Déjà la dernière journée fait surface. Comme une tradition, on l’entame avec la Boiler Room, cette fois c’est Young “Bandana” Marco qui introduit ses beats. Surprise lorsqu’il ressort la classique Banana Boat Song remixée par ses soins, puis enchaîne avec un sample incognito de Thriller. Vraiment, ce gars est très fort. Palms Trax met lui aussi tout le monde d’accord avec son set funky, lo-fi house par moments. Mêlant auto-production et disque personnel, le poulain de Dekmantel Records ne pouvait pas trouver meilleur public que dans son festival. L’équation est en équilibre avec la ville-forêt nuageuse, son crew de sumos peut enfin prendre son pied.

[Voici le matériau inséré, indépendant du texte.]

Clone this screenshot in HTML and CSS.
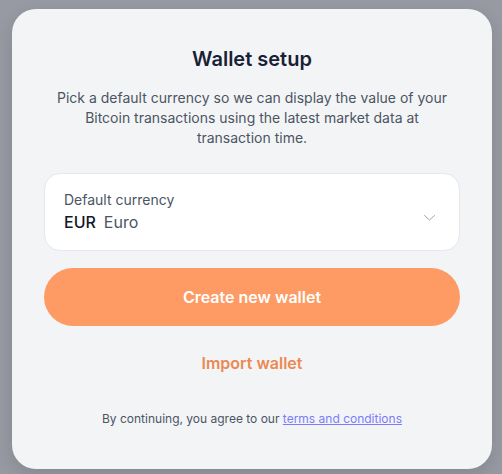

Retour dans la Green House qui se transforme en forêt équatoriale le temps du set acid techno de Helena Hauff. Des enchaînements incroyables, une main délicate qui frôle les rotarys sans les écorcher, une tension palpable dans les doigts, une montée en escalade nourrie d’adrénaline à chaque vibrations du sol. On ne peut que applaudir.

dekmantel 2017

Le Dekmantel excelle dans ce que peu de festivals réussissent à parfaire : une cohésion globale de ses scènes, des enchaînements intra et extra improvisés qui marchent à tous les coups, et des DJs qui savent s’approprier ces terres hollandaises bien particulières. La preuve la plus flagrante sera donnée lors du dernier set d’Hunee et Antal, maîtres absolus de la house dans sa version solaire : cohésion sublime, émulsions de sentiments, hymne sensuel reprenant le tube de la diva Diana Ross, Touch Me in the Morning, comme une communion romantique, un instant indescriptible, les pieds à trois centimètres du sol. Le crédo de ce dernier track pourrait résumer notre expérience du festival : ce qui nous est arrivé hier ne va pas peut-être pas durer toute la vie, il n’y a pas de lendemain ici, il n’y a que l’amour et le temps pour le chasser.

Ce qu’on a aimé : la bière brune à 9 degrés, l’after du camping dans la salle de bain validée par les vigiles avec la team Jacob, l’armée de gonfleur de ballons enchantés à la sortie du festival.

Ce qu’on a moins aimé : l’absence de programme papier (oui, on a des réflexes 1.0), le réveil de la sécurité du camping le dimanche à 11h30 pour un départ à 12h, le vodka-maté sans vodka.